(WHAT IS ASKED): Copy out each line below that has the word "React" in it.

Rows from a dataset of pages and code:
----------
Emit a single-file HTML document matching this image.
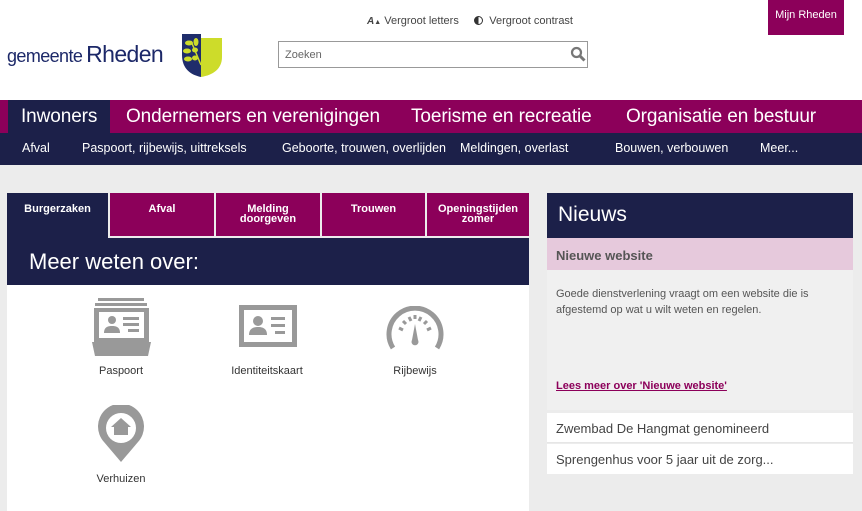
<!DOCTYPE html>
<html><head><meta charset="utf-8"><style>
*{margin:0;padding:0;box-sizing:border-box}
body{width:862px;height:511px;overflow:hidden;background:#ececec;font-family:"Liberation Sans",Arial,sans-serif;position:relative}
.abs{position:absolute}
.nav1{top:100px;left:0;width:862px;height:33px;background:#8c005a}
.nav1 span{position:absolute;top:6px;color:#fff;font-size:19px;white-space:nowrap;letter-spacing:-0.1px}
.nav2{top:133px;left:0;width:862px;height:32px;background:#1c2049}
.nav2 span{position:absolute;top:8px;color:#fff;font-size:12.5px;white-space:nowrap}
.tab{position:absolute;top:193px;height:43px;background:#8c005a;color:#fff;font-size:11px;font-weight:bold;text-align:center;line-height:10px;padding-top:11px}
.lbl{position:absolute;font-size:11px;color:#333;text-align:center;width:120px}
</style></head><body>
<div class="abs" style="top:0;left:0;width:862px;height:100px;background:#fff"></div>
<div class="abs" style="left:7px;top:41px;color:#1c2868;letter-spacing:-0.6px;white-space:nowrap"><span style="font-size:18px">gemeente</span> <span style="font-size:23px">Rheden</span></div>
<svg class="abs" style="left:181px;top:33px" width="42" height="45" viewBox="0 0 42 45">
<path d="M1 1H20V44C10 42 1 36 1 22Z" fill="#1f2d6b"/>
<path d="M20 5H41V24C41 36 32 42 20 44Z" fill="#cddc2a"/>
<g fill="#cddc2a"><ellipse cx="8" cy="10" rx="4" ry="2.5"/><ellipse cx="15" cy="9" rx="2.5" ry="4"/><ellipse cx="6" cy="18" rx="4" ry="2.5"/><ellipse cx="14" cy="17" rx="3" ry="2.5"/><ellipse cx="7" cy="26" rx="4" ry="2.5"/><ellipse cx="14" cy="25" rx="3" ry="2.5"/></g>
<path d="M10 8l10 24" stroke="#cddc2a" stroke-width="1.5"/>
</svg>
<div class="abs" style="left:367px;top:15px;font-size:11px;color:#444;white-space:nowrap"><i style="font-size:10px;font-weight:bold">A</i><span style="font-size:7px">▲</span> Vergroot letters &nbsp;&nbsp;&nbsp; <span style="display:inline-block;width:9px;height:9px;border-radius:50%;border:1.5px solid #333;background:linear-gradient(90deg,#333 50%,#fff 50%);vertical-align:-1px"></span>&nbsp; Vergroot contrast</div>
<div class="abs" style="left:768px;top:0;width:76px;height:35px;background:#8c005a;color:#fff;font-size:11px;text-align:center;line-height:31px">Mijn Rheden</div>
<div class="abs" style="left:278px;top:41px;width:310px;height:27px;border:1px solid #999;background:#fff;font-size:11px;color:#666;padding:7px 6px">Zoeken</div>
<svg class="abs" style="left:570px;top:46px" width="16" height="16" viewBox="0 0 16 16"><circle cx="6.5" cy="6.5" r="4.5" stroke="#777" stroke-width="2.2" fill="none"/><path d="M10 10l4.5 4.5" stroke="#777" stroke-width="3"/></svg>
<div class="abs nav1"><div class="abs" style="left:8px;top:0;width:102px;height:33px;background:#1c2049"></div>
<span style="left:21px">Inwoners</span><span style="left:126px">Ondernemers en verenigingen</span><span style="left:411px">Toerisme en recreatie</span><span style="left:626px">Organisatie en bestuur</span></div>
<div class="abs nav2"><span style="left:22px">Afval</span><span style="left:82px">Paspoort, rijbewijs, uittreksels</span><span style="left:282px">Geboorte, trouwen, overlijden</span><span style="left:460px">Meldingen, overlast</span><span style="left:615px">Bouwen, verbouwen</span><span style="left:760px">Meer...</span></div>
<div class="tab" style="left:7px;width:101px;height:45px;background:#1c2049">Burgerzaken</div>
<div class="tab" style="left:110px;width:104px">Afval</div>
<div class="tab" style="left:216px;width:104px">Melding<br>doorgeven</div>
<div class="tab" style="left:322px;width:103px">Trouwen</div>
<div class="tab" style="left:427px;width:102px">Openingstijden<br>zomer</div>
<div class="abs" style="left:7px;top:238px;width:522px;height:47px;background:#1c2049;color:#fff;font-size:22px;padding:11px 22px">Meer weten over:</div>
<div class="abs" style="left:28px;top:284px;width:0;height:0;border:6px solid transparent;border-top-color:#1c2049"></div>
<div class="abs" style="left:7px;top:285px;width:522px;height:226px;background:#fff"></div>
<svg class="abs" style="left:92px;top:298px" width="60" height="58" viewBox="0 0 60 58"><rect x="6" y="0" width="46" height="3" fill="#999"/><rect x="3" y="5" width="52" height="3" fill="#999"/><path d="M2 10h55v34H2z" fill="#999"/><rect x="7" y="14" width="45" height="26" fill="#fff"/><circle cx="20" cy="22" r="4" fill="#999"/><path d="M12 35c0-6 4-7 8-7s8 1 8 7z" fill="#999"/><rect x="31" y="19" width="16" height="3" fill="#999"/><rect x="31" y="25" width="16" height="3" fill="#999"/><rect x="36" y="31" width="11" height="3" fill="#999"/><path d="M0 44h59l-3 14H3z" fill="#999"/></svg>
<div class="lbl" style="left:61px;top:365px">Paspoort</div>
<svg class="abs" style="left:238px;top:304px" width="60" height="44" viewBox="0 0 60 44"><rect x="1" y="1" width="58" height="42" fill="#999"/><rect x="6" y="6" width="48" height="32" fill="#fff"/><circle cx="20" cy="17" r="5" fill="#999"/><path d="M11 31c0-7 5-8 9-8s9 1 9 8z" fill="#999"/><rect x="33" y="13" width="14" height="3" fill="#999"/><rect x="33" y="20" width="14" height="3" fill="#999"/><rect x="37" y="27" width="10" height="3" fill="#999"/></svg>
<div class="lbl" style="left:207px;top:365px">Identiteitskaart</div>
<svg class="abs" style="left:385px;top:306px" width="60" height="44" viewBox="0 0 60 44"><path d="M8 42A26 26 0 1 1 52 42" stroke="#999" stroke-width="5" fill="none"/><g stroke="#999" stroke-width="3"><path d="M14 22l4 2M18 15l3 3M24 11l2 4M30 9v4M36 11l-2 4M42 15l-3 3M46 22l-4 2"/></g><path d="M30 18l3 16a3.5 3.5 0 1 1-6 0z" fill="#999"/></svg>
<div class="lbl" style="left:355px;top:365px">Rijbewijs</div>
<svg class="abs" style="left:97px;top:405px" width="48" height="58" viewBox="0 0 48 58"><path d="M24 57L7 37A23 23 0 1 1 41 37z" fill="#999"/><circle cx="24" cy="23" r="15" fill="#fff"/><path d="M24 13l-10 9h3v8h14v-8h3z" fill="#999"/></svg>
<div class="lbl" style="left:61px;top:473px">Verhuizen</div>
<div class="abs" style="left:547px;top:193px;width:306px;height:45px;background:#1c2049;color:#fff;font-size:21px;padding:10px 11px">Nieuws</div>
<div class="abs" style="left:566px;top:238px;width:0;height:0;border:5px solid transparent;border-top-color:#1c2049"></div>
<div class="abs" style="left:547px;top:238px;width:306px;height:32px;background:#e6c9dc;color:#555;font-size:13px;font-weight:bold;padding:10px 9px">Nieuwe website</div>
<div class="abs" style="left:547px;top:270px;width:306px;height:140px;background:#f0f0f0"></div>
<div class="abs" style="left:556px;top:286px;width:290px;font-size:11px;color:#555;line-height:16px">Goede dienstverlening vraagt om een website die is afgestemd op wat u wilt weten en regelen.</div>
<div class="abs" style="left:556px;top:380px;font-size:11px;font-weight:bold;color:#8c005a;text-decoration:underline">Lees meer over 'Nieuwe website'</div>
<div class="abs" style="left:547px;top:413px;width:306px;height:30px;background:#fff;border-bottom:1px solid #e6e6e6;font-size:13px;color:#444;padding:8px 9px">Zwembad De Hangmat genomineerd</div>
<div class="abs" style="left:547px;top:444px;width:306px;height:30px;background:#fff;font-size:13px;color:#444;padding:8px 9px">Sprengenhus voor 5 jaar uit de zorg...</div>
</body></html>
----------
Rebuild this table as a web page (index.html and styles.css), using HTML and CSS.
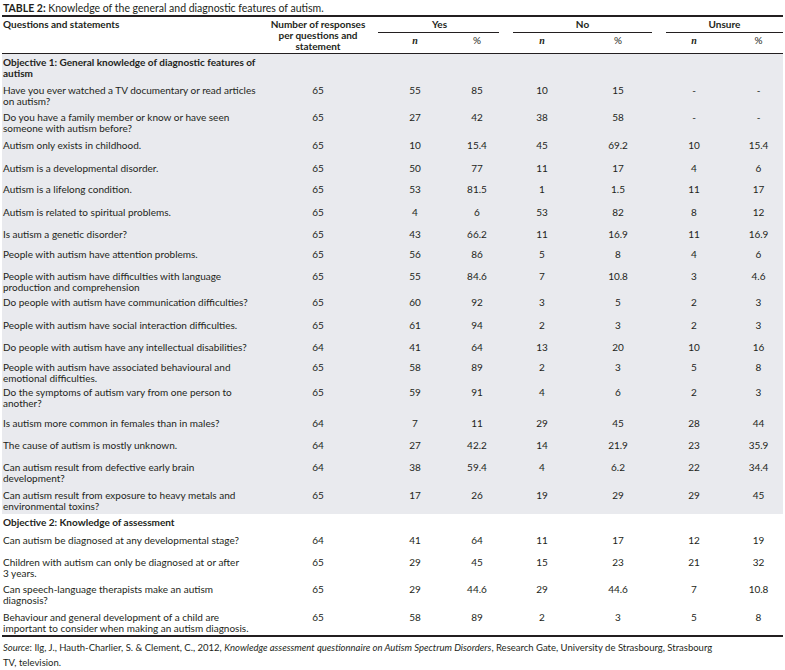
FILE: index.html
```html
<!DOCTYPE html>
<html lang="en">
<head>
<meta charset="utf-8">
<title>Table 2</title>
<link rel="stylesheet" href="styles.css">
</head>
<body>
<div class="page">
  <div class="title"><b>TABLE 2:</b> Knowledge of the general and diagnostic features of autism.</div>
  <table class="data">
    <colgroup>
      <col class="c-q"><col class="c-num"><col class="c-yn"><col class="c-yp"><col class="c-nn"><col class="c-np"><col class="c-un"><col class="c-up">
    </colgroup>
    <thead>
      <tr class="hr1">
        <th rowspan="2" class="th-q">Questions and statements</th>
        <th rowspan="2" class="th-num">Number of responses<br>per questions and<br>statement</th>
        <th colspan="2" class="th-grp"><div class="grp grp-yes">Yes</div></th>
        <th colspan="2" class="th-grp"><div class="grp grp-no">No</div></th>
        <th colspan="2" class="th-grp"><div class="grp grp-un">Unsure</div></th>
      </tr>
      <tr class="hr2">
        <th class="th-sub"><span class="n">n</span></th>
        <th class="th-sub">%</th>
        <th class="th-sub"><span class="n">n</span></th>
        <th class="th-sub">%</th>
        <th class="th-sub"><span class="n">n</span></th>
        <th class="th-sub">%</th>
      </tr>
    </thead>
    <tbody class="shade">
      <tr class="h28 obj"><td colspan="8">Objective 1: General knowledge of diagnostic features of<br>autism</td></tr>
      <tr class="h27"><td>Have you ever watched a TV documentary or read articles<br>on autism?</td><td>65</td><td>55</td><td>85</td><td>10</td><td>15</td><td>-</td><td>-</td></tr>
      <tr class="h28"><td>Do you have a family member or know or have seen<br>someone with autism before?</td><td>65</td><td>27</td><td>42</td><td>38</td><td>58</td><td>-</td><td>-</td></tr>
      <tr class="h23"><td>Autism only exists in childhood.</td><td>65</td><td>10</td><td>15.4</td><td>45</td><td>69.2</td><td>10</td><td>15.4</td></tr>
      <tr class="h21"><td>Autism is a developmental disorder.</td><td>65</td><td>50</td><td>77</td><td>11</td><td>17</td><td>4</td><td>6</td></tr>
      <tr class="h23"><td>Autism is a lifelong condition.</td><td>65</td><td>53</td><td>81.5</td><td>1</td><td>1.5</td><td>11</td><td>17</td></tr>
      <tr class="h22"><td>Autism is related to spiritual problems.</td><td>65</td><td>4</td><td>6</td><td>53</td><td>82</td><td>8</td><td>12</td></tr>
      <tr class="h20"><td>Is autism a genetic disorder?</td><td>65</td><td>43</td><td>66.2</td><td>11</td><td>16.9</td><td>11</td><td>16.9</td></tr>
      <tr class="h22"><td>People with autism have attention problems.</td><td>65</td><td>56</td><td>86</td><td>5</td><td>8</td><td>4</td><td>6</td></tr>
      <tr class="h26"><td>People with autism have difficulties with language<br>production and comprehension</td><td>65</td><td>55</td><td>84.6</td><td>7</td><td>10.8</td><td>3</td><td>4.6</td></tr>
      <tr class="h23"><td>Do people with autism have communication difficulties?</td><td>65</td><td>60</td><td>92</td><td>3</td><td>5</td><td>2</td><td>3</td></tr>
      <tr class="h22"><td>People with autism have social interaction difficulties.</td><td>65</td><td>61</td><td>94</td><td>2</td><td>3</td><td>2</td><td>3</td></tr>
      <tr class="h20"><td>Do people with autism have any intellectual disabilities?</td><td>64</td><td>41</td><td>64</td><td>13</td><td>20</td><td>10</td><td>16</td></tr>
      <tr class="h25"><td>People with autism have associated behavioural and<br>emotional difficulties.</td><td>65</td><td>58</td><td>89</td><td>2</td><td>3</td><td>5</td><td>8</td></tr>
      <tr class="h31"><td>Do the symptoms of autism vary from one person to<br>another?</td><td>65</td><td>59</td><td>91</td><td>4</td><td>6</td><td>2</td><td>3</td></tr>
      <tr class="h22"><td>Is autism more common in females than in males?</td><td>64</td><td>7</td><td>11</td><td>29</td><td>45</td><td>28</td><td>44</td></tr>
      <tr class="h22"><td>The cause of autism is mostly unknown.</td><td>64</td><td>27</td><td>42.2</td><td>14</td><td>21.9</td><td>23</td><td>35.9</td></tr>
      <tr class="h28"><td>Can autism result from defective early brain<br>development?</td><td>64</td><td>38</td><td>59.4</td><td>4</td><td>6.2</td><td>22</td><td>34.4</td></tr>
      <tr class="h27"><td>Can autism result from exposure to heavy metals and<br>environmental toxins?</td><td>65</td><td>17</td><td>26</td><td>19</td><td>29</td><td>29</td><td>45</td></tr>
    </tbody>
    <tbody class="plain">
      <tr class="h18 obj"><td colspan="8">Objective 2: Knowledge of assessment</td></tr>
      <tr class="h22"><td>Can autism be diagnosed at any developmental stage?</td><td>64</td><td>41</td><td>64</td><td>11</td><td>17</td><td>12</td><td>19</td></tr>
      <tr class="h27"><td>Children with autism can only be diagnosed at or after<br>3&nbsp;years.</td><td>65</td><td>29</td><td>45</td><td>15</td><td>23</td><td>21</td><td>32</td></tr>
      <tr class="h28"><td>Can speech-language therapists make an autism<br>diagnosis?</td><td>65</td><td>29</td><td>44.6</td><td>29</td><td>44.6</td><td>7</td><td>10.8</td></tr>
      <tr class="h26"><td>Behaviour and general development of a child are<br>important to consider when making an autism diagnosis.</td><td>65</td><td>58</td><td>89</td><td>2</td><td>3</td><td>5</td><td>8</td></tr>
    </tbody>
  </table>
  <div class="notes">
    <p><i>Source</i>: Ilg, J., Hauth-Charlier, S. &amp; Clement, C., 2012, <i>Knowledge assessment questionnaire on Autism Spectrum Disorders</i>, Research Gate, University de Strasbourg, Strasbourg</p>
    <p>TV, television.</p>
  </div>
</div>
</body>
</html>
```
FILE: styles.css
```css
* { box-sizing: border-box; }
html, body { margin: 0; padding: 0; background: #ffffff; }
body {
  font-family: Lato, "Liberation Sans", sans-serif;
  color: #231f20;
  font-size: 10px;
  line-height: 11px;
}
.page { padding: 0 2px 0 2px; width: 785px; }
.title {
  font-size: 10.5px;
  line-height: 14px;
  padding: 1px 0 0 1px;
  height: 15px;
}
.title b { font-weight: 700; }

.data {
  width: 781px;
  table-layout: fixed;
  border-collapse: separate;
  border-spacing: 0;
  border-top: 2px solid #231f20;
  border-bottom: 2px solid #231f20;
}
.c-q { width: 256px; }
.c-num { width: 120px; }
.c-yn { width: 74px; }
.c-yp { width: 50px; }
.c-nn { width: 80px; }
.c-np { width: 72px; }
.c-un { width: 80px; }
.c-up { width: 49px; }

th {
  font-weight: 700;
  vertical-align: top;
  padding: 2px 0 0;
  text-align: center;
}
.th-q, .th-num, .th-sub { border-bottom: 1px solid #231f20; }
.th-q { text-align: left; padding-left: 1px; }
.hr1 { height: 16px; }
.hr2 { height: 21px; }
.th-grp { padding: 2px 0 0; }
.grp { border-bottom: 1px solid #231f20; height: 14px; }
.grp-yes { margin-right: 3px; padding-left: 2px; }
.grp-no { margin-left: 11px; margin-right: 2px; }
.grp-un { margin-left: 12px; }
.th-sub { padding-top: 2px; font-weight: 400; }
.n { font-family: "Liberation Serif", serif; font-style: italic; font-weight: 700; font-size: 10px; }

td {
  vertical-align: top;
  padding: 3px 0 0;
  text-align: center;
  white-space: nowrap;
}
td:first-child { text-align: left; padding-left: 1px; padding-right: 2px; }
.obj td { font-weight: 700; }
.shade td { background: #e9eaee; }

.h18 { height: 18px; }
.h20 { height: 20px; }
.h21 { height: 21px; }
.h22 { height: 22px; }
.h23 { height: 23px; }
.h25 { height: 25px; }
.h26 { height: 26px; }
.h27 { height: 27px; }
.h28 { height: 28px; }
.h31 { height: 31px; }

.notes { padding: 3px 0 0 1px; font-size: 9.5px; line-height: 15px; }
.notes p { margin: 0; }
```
----------
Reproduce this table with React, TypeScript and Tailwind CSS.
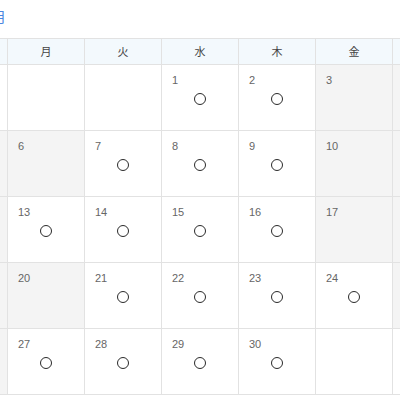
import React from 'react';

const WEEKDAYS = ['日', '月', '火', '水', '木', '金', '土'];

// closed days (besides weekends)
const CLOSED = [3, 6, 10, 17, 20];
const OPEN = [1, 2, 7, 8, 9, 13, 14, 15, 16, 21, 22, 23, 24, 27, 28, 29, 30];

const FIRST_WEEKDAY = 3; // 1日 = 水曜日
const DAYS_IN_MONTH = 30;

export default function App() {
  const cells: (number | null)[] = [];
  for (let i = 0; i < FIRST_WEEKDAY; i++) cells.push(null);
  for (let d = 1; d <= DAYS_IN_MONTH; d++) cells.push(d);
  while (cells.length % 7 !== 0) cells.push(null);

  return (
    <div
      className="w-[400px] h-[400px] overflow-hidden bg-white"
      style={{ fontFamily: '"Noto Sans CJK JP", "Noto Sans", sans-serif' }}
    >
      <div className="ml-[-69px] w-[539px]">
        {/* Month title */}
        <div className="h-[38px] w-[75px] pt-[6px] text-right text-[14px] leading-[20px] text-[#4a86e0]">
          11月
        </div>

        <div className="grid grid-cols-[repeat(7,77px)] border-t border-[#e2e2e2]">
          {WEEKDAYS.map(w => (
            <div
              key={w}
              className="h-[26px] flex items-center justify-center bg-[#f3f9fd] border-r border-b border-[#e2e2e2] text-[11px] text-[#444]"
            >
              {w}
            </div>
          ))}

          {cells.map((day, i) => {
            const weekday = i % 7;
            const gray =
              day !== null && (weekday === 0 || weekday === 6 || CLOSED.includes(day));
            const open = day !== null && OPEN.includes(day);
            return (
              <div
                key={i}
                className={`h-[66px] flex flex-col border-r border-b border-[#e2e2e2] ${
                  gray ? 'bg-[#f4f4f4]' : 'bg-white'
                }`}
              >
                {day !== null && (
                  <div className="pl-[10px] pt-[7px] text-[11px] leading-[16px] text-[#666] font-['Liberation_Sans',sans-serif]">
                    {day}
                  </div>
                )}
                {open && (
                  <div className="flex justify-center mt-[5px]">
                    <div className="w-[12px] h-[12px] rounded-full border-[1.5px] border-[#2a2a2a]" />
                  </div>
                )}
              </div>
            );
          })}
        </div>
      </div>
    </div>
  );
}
----------
(COMPLETED TASK):
Reproduce this table with React, TypeScript and Tailwind CSS.
import React from 'react';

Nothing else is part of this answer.